BUT wait, there's more, far more than your average set of Ginzu Knives with a second set free (to give to someone you aren't particularly fond of at Xmas time). We had heard a rumour that Yalan is the mysterious super-spy known in the underworld she frequents as, The Ivory Ninjette.
Whisperers whisper about Yalan's early life in the hills around her home village where her Father is King. Befriended by his Secret Servicemen she learnt early the ways of the Ninja and how to harness the power within her very being.
Yalan is a mercenary; always on the side of right she hunts international fugitives in exchange for cold hard cash!
And why not?
What bad guy wouldn't trip and fall into her innocent laugh and passionate eyes? Giving up secrets on impulse, only to find himself tarred, feathered and run out of town.

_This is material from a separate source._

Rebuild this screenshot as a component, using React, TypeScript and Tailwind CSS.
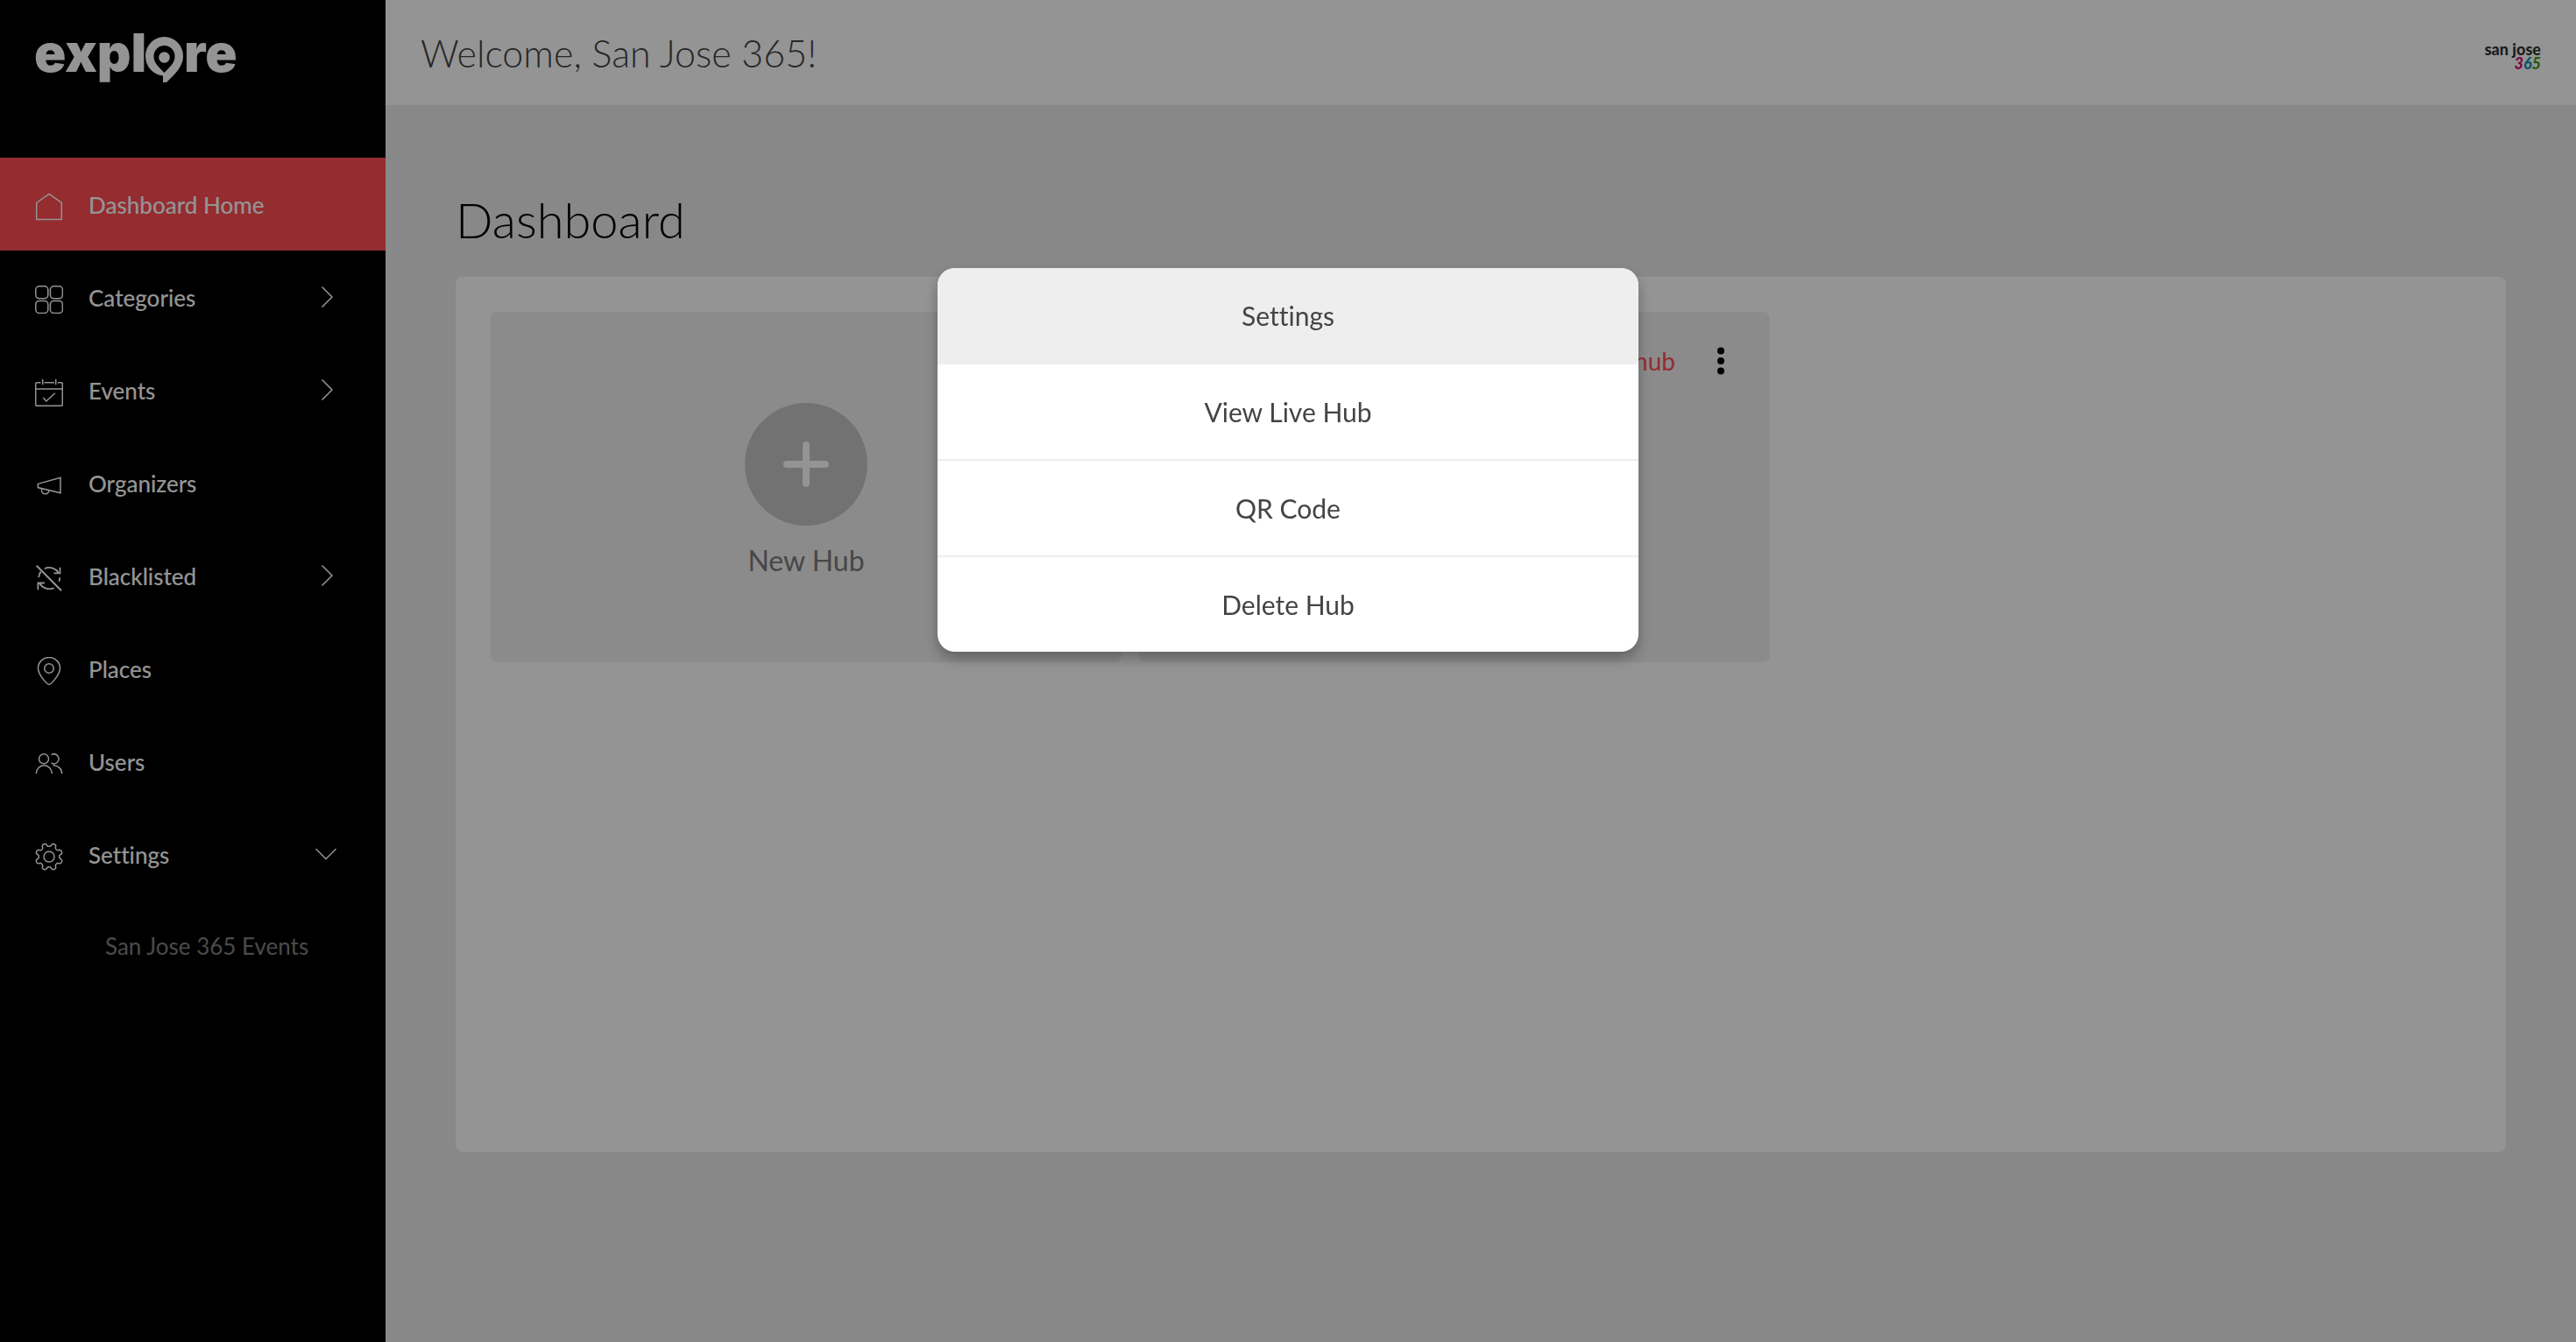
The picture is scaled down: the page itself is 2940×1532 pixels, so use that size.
import React from 'react';

// Eight rounded teeth around the centre of a 32px box
const gearPath =
  Array.from({ length: 144 }, (_, i) => {
    const angle = (i / 144) * Math.PI * 2;
    const radius = 13.6 - 1.9 * Math.tanh(2.2 * Math.cos(angle * 8));
    const x = 16 + radius * Math.sin(angle);
    const y = 16 - radius * Math.cos(angle);
    return `${i === 0 ? 'M' : 'L'}${x.toFixed(2)} ${y.toFixed(2)}`;
  }).join('') + 'Z';

const icons = {
  home: <path d="M1.7 11.5 16 1.3l14.3 10.2v19H1.7z" />,
  grid: (
    <>
      <rect x="0.8" y="0.8" width="14" height="14" rx="4" />
      <rect x="17.4" y="0.8" width="14" height="14" rx="4" />
      <rect x="0.8" y="17.4" width="14" height="14" rx="4" />
      <rect x="17.4" y="17.4" width="14" height="14" rx="4" />
    </>
  ),
  calendar: (
    <>
      <path d="M6.5 4.7H2.2A1.5 1.5 0 0 0 .7 6.2v23.6a1.5 1.5 0 0 0 1.5 1.5h27.6a1.5 1.5 0 0 0 1.5-1.5V6.2a1.5 1.5 0 0 0-1.5-1.5h-4M10.5 4.7h11.5M.7 12h30.6" />
      <path d="M8.7.7v6.6M23.7.7v6.6M9.3 22l3.5 4 10-9.3" />
    </>
  ),
  horn: (
    <>
      <path d="M3.3 14.4 29 7.3v17.4L3.3 18.6z" />
      <path d="M7.5 19.8v1.5a4.2 4.2 0 0 0 8.3 1.2v-.8" />
    </>
  ),
  blocked: (
    <>
      <path d="M1.7 1.7 30 30.3" strokeWidth="2" />
      <path d="M10.8 5.2C16.5 2.4 23 4.4 26.6 9.6M28.5 3.7v6.6h-7M4.2 15.2c.2-2.6 1-4.8 2.4-6.6" strokeWidth="1.8" />
      <path d="M21.6 27.2C15.5 30 8.5 27.5 5.2 22M3.4 29.3V21.5h7.5M28.2 15.2c0 1.8-.3 3.4-.9 4.8" strokeWidth="1.8" />
    </>
  ),
  pin: (
    <>
      <path d="M16 31.5C14.2 31.5 3.5 20.8 3.5 12.8a12.5 12.3 0 0 1 25 0C28.5 20.8 17.8 31.5 16 31.5z" />
      <circle cx="16" cy="13" r="5.3" />
    </>
  ),
  users: (
    <>
      <circle cx="10" cy="10.3" r="5.5" />
      <path d="M1.3 27.2a9 9.5 0 0 1 18 0M18.6 5.6a5.5 5.5 0 1 1 0 9.4M20.5 17.7a9.8 9.5 0 0 1 10.2 9.5" />
    </>
  ),
  gear: (
    <>
      <path d={gearPath} />
      <circle cx="16" cy="16" r="6" />
    </>
  ),
};

type NavItem = {
  label: string;
  icon: keyof typeof icons;
  active?: boolean;
  arrow?: 'right' | 'down';
};

const navItems: NavItem[] = [
  { label: 'Dashboard Home', icon: 'home', active: true },
  { label: 'Categories', icon: 'grid', arrow: 'right' },
  { label: 'Events', icon: 'calendar', arrow: 'right' },
  { label: 'Organizers', icon: 'horn' },
  { label: 'Blacklisted', icon: 'blocked', arrow: 'right' },
  { label: 'Places', icon: 'pin' },
  { label: 'Users', icon: 'users' },
  { label: 'Settings', icon: 'gear', arrow: 'down' },
];

const menuItems = ['Settings', 'View Live Hub', 'QR Code', 'Delete Hub'];

function Logo() {
  return (
    <a href="#home" aria-label="explore" className="block w-[240px] text-white">
      <svg viewBox="-4 -16 240 88" className="w-full" fill="currentColor">
        <text x="-1" y="48" className="font-['Inter',sans-serif] text-[60px] font-black">
          expl
        </text>
        <text x="170" y="48" className="font-['Inter',sans-serif] text-[60px] font-black">
          re
        </text>
        <path
          fillRule="evenodd"
          d="M147.5 8a21.5 22 0 0 1 21.5 22c0 9-5.5 16-10 21l-9 9h-4v-7.5A22 22.5 0 0 1 126 30 21.5 22 0 0 1 147.500 8zm0 10a12 12 0 0 0-12 12.5c0 7.500 6 12 12 18.500 6-6.500 12-11 12-18.500a12 12 0 0 0-12-12.500z"
        />
        <circle cx="147.5" cy="31.5" r="6.3" />
      </svg>
    </a>
  );
}

function Sidebar() {
  return (
    <aside className="w-[440px] shrink-0 bg-black text-[26px] text-white">
      <div className="h-[180px] px-9 pt-[18px]">
        <Logo />
      </div>
      <nav>
        {navItems.map((item) => (
          <a
            key={item.label}
            href="#nav"
            className={`flex h-[106px] items-center pr-14 pl-10 ${item.active ? 'bg-[#ff4c53]' : ''}`}
          >
            <svg
              viewBox="0 0 32 32"
              className="mt-1.5 mr-[29px] size-8 shrink-0"
              fill="none"
              stroke="currentColor"
              strokeWidth="1.5"
            >
              {icons[item.icon]}
            </svg>
            <span className="flex-1 pt-0.5 font-medium">{item.label}</span>
            {item.arrow && (
              <svg viewBox="0 0 24 24" className="size-6" fill="none" stroke="currentColor" strokeWidth="1.5">
                <path d={item.arrow === 'right' ? 'M7.5.5 19 12 7.5 23.5' : 'M.5 6 12 17.5 23.5 6'} />
              </svg>
            )}
          </a>
        ))}
        <a href="#events" className="flex h-[104px] items-center pl-[120px] text-[#808080]">
          San Jose 365 Events
        </a>
      </nav>
    </aside>
  );
}

function Header() {
  return (
    <header className="flex h-[120px] items-center justify-between bg-white px-10">
      <p className="pt-0.5 text-[43px] font-light text-[#444]">Welcome, San Jose 365!</p>
      <div className="flex flex-col items-end pt-2 text-[18px] leading-4 font-black">
        <span className="text-[#333]">san jose</span>
        <span className="italic">
          <span className="text-[#d0107c]">3</span>
          <span className="text-[#168fae]">6</span>
          <span className="text-[#3f9c22]">5</span>
        </span>
      </div>
    </header>
  );
}

function Hubs() {
  return (
    <main className="px-20 pt-[92px]">
      <h1 className="text-[56px] leading-[78px] font-light text-black">Dashboard</h1>
      <section className="mt-[26px] flex min-h-[999px] items-start gap-5 rounded-lg bg-white p-10">
        <button className="flex h-[400px] w-[720px] flex-col items-center rounded-lg bg-[#f0f0f0] pt-[104px] text-[#7a7a7a]">
          <span className="flex size-[140px] items-center justify-center rounded-full bg-[#c4c4c4] text-white">
            <svg viewBox="0 0 52 52" className="size-13" stroke="currentColor" strokeWidth="8" strokeLinecap="round">
              <path d="M26 4v44M4 26h44" />
            </svg>
          </span>
          <span className="mt-5 text-[32px] leading-[40px]">New Hub</span>
        </button>
        <article className="flex h-[400px] w-[720px] items-start justify-end gap-9 rounded-lg bg-[#f0f0f0] py-9 pr-10">
          <h2 className="text-[28px] leading-[40px] text-[#ff4c53]">hub</h2>
          <button aria-label="Hub menu" className="flex h-10 w-8 items-center justify-center">
            <svg viewBox="0 0 8 32" className="h-8 w-2">
              <circle cx="4" cy="4.5" r="4" />
              <circle cx="4" cy="16" r="4" />
              <circle cx="4" cy="27.5" r="4" />
            </svg>
          </button>
        </article>
      </section>
    </main>
  );
}

export default function App() {
  return (
    <div className="flex min-h-screen bg-[#ebebeb] font-['Lato',sans-serif] [font-variant-ligatures:no-common-ligatures]">
      <Sidebar />
      <div className="flex-1">
        <Header />
        <Hubs />
      </div>

      {/* Hub actions */}
      <div className="fixed inset-0 flex items-start justify-center bg-black/42 pt-[306px]">
        <div
          role="dialog"
          aria-label="Hub actions"
          className="w-[800px] overflow-hidden rounded-[20px] bg-white shadow-[0_8px_16px_rgba(0,0,0,0.3)]"
        >
          {menuItems.map((label, index) => (
            <button
              key={label}
              className={`block h-[110px] w-full border-b-2 border-[#eee] text-[30px] text-[#444] last:h-[108px] last:border-b-0 ${index === 0 ? 'bg-[#eee]' : ''}`}
            >
              {label}
            </button>
          ))}
        </div>
      </div>
    </div>
  );
}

More often than not Yalan's adverseries end up dead... But that's not the kind of talk we like here at StuHefner.com!
HOW do we know all this?
We asked... and StuHefner got his ass kicked for the trouble!
Y: Now I know you've heard those silly rumours about me being some kind of super-hero...
SH: Don't you mean spy? I heard you killed a lot of people. That's not very super is it?
Y: Yes well as i said none of that's true. Now do you want to turn on the recorder thing ans ask me some intelligent questions or should I break your legs?
SH: Sure let's not hurt the fragile people in the room, (leaning forward and pretending to turn on recorder). But on the side of things super, you are a super hot babe.
Y: Careful StuHefner I kick your ass into next week.
SH: Are you really a Princess? You're not like any Princess I've dated before.
Y: I am not like anyone you ever met.
SH: So why don't you want the world to know you are The Ivory Ninjette? I'm sure Jackie Chan would pay to Produce the movie of your life.
Y: I tell you already StuHefner don't ask me about lies.
SH: But what about these pictures our paparazzi took recently... Are you telling us you're really a hooker? Or undercover on something of national importnace?
Y: More likey something akin to National Impotence. I towel you areddy StuHifna I kickee u ass...
SH: So Thai bondage is something you like to do? Or are you really someone totally different from who we think you are? Maybe you are a triple agent, Not the Asian Princess you want us to think you are, or The Ivory Ninjette. Are these covers for an even more sinister identity? You can tell me Yalan...
Y: Ah so u try that stupid mind trippy thing where you say so much I can't remember where you started... Yes l like to tie you up and beat you, no I am not triple, double or other number agent. I will tell you this StuHefner; you fu wi me an you get seriously f****d. Do not reveal my true identities.
SH: Ahmm ok, so if I were to tell you this was a live interview and that was a microphone, not an mp3 recorder... that might bode badly for the ass of StuHefner?
Y: You cheap 2nd class reporter. How you gonna feel when I rip your arms off and beat you to death with them?!!
...silence as TheHef runs for his life!
Enjoy the pix, they're all we have left from this expose.
Pix: StuHefner
Styling: StuHefner (can't you tell!)
Location: R'TOTO Bar & Grill Takapuna - long may it rest...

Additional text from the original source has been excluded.